*What is asked*
Extract each line of the material that follows exactly and omit its pictures.

*Stored data*
* * * * *
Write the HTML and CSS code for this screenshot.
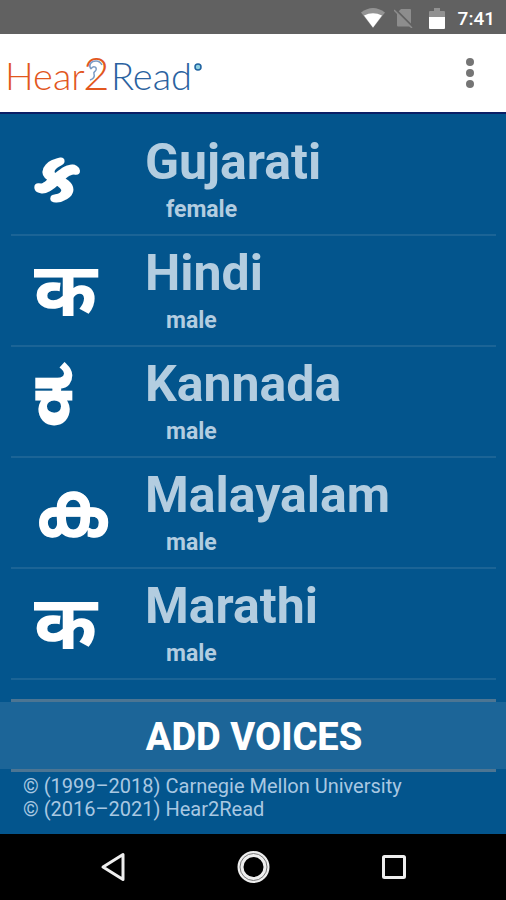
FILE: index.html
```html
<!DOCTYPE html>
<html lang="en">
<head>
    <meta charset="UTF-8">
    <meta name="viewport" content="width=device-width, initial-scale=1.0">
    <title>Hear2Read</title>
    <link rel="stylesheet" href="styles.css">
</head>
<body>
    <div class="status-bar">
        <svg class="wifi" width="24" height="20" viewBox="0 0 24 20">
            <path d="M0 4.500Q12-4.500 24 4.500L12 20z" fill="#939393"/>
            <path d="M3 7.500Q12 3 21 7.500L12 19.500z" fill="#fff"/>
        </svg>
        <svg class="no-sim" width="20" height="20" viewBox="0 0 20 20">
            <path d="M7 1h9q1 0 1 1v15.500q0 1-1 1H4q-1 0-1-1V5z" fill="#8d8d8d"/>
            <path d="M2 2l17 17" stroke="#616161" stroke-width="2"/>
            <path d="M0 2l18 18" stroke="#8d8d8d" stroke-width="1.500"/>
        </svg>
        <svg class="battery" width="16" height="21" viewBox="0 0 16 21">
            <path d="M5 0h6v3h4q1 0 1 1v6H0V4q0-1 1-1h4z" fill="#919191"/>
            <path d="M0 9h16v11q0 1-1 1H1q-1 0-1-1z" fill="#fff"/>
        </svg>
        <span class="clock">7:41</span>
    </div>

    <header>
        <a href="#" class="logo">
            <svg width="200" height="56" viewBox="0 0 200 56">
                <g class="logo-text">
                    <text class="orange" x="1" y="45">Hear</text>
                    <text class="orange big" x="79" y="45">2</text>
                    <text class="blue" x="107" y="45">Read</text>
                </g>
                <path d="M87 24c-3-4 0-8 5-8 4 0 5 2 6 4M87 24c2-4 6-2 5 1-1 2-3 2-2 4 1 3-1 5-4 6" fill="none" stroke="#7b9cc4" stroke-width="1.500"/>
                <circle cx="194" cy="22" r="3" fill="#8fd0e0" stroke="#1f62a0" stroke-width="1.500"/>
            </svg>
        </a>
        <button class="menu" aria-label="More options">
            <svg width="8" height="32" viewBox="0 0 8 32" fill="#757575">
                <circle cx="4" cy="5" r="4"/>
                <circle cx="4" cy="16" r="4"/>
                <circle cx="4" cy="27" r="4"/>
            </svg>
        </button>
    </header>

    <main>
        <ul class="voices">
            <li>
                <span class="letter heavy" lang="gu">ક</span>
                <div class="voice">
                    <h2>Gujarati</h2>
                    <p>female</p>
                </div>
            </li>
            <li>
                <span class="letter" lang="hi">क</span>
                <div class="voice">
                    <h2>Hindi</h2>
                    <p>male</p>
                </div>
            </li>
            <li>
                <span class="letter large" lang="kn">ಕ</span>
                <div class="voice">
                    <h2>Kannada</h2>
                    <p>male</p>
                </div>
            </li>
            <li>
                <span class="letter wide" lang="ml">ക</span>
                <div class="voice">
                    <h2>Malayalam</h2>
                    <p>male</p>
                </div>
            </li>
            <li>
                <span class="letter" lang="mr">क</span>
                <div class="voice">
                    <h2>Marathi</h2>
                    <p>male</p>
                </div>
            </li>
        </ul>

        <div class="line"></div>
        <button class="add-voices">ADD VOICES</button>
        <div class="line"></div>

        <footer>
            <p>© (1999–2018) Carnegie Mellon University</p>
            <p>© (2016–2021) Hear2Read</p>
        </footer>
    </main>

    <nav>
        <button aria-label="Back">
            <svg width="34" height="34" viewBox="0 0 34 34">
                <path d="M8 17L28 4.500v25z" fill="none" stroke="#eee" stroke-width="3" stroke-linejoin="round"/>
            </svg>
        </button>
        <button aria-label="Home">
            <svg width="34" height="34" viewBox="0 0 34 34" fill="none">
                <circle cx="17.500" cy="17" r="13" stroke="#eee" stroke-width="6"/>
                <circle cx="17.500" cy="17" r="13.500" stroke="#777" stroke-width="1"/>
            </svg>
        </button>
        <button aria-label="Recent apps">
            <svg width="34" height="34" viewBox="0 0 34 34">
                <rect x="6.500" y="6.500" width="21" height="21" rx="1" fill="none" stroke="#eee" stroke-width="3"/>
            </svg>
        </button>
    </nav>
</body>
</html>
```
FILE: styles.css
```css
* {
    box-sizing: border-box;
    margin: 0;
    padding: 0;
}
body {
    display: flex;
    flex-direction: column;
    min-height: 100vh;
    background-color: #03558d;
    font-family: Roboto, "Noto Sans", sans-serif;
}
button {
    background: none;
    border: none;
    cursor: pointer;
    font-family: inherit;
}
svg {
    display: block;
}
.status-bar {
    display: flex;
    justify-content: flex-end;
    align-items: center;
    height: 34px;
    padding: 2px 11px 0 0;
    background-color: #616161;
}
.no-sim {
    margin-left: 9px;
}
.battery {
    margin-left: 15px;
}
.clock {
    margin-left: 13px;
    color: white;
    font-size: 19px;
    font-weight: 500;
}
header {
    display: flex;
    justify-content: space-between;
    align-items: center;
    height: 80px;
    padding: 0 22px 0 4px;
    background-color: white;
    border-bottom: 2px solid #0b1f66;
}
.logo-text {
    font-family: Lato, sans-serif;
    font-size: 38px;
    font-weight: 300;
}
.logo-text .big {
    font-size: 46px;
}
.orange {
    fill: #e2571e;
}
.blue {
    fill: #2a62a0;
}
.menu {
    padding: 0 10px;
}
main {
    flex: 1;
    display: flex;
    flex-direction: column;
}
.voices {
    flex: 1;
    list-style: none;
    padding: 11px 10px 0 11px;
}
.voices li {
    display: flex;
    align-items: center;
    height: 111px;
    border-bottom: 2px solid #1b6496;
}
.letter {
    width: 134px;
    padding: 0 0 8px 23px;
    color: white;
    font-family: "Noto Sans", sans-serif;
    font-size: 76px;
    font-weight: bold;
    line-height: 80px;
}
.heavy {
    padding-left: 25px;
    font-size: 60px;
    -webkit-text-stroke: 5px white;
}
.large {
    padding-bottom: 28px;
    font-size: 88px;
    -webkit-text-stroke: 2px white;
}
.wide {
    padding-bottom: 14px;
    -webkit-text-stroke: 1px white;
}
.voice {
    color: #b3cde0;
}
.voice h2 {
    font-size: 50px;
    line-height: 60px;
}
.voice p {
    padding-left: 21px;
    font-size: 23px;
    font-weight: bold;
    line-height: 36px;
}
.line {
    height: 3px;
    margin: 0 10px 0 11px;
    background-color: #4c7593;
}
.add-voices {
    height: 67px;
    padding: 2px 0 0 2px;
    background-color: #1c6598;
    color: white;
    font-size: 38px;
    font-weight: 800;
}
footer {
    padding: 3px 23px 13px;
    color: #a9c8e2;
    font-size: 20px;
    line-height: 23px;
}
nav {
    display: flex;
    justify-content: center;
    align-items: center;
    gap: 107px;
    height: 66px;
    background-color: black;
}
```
* * * * *
*Complete output*
Write the HTML and CSS code for this screenshot.
FILE: index.html
```html
<!DOCTYPE html>
<html lang="en">
<head>
    <meta charset="UTF-8">
    <meta name="viewport" content="width=device-width, initial-scale=1.0">
    <title>Hear2Read</title>
    <link rel="stylesheet" href="styles.css">
</head>
<body>
    <div class="status-bar">
        <svg class="wifi" width="24" height="20" viewBox="0 0 24 20">
            <path d="M0 4.500Q12-4.500 24 4.500L12 20z" fill="#939393"/>
            <path d="M3 7.500Q12 3 21 7.500L12 19.500z" fill="#fff"/>
        </svg>
        <svg class="no-sim" width="20" height="20" viewBox="0 0 20 20">
            <path d="M7 1h9q1 0 1 1v15.500q0 1-1 1H4q-1 0-1-1V5z" fill="#8d8d8d"/>
            <path d="M2 2l17 17" stroke="#616161" stroke-width="2"/>
            <path d="M0 2l18 18" stroke="#8d8d8d" stroke-width="1.500"/>
        </svg>
        <svg class="battery" width="16" height="21" viewBox="0 0 16 21">
            <path d="M5 0h6v3h4q1 0 1 1v6H0V4q0-1 1-1h4z" fill="#919191"/>
            <path d="M0 9h16v11q0 1-1 1H1q-1 0-1-1z" fill="#fff"/>
        </svg>
        <span class="clock">7:41</span>
    </div>

    <header>
        <a href="#" class="logo">
            <svg width="200" height="56" viewBox="0 0 200 56">
                <g class="logo-text">
                    <text class="orange" x="1" y="45">Hear</text>
                    <text class="orange big" x="79" y="45">2</text>
                    <text class="blue" x="107" y="45">Read</text>
                </g>
                <path d="M87 24c-3-4 0-8 5-8 4 0 5 2 6 4M87 24c2-4 6-2 5 1-1 2-3 2-2 4 1 3-1 5-4 6" fill="none" stroke="#7b9cc4" stroke-width="1.500"/>
                <circle cx="194" cy="22" r="3" fill="#8fd0e0" stroke="#1f62a0" stroke-width="1.500"/>
            </svg>
        </a>
        <button class="menu" aria-label="More options">
            <svg width="8" height="32" viewBox="0 0 8 32" fill="#757575">
                <circle cx="4" cy="5" r="4"/>
                <circle cx="4" cy="16" r="4"/>
                <circle cx="4" cy="27" r="4"/>
            </svg>
        </button>
    </header>

    <main>
        <ul class="voices">
            <li>
                <span class="letter heavy" lang="gu">ક</span>
                <div class="voice">
                    <h2>Gujarati</h2>
                    <p>female</p>
                </div>
            </li>
            <li>
                <span class="letter" lang="hi">क</span>
                <div class="voice">
                    <h2>Hindi</h2>
                    <p>male</p>
                </div>
            </li>
            <li>
                <span class="letter large" lang="kn">ಕ</span>
                <div class="voice">
                    <h2>Kannada</h2>
                    <p>male</p>
                </div>
            </li>
            <li>
                <span class="letter wide" lang="ml">ക</span>
                <div class="voice">
                    <h2>Malayalam</h2>
                    <p>male</p>
                </div>
            </li>
            <li>
                <span class="letter" lang="mr">क</span>
                <div class="voice">
                    <h2>Marathi</h2>
                    <p>male</p>
                </div>
            </li>
        </ul>

        <div class="line"></div>
        <button class="add-voices">ADD VOICES</button>
        <div class="line"></div>

        <footer>
            <p>© (1999–2018) Carnegie Mellon University</p>
            <p>© (2016–2021) Hear2Read</p>
        </footer>
    </main>

    <nav>
        <button aria-label="Back">
            <svg width="34" height="34" viewBox="0 0 34 34">
                <path d="M8 17L28 4.500v25z" fill="none" stroke="#eee" stroke-width="3" stroke-linejoin="round"/>
            </svg>
        </button>
        <button aria-label="Home">
            <svg width="34" height="34" viewBox="0 0 34 34" fill="none">
                <circle cx="17.500" cy="17" r="13" stroke="#eee" stroke-width="6"/>
                <circle cx="17.500" cy="17" r="13.500" stroke="#777" stroke-width="1"/>
            </svg>
        </button>
        <button aria-label="Recent apps">
            <svg width="34" height="34" viewBox="0 0 34 34">
                <rect x="6.500" y="6.500" width="21" height="21" rx="1" fill="none" stroke="#eee" stroke-width="3"/>
            </svg>
        </button>
    </nav>
</body>
</html>
```
FILE: styles.css
```css
* {
    box-sizing: border-box;
    margin: 0;
    padding: 0;
}
body {
    display: flex;
    flex-direction: column;
    min-height: 100vh;
    background-color: #03558d;
    font-family: Roboto, "Noto Sans", sans-serif;
}
button {
    background: none;
    border: none;
    cursor: pointer;
    font-family: inherit;
}
svg {
    display: block;
}
.status-bar {
    display: flex;
    justify-content: flex-end;
    align-items: center;
    height: 34px;
    padding: 2px 11px 0 0;
    background-color: #616161;
}
.no-sim {
    margin-left: 9px;
}
.battery {
    margin-left: 15px;
}
.clock {
    margin-left: 13px;
    color: white;
    font-size: 19px;
    font-weight: 500;
}
header {
    display: flex;
    justify-content: space-between;
    align-items: center;
    height: 80px;
    padding: 0 22px 0 4px;
    background-color: white;
    border-bottom: 2px solid #0b1f66;
}
.logo-text {
    font-family: Lato, sans-serif;
    font-size: 38px;
    font-weight: 300;
}
.logo-text .big {
    font-size: 46px;
}
.orange {
    fill: #e2571e;
}
.blue {
    fill: #2a62a0;
}
.menu {
    padding: 0 10px;
}
main {
    flex: 1;
    display: flex;
    flex-direction: column;
}
.voices {
    flex: 1;
    list-style: none;
    padding: 11px 10px 0 11px;
}
.voices li {
    display: flex;
    align-items: center;
    height: 111px;
    border-bottom: 2px solid #1b6496;
}
.letter {
    width: 134px;
    padding: 0 0 8px 23px;
    color: white;
    font-family: "Noto Sans", sans-serif;
    font-size: 76px;
    font-weight: bold;
    line-height: 80px;
}
.heavy {
    padding-left: 25px;
    font-size: 60px;
    -webkit-text-stroke: 5px white;
}
.large {
    padding-bottom: 28px;
    font-size: 88px;
    -webkit-text-stroke: 2px white;
}
.wide {
    padding-bottom: 14px;
    -webkit-text-stroke: 1px white;
}
.voice {
    color: #b3cde0;
}
.voice h2 {
    font-size: 50px;
    line-height: 60px;
}
.voice p {
    padding-left: 21px;
    font-size: 23px;
    font-weight: bold;
    line-height: 36px;
}
.line {
    height: 3px;
    margin: 0 10px 0 11px;
    background-color: #4c7593;
}
.add-voices {
    height: 67px;
    padding: 2px 0 0 2px;
    background-color: #1c6598;
    color: white;
    font-size: 38px;
    font-weight: 800;
}
footer {
    padding: 3px 23px 13px;
    color: #a9c8e2;
    font-size: 20px;
    line-height: 23px;
}
nav {
    display: flex;
    justify-content: center;
    align-items: center;
    gap: 107px;
    height: 66px;
    background-color: black;
}
```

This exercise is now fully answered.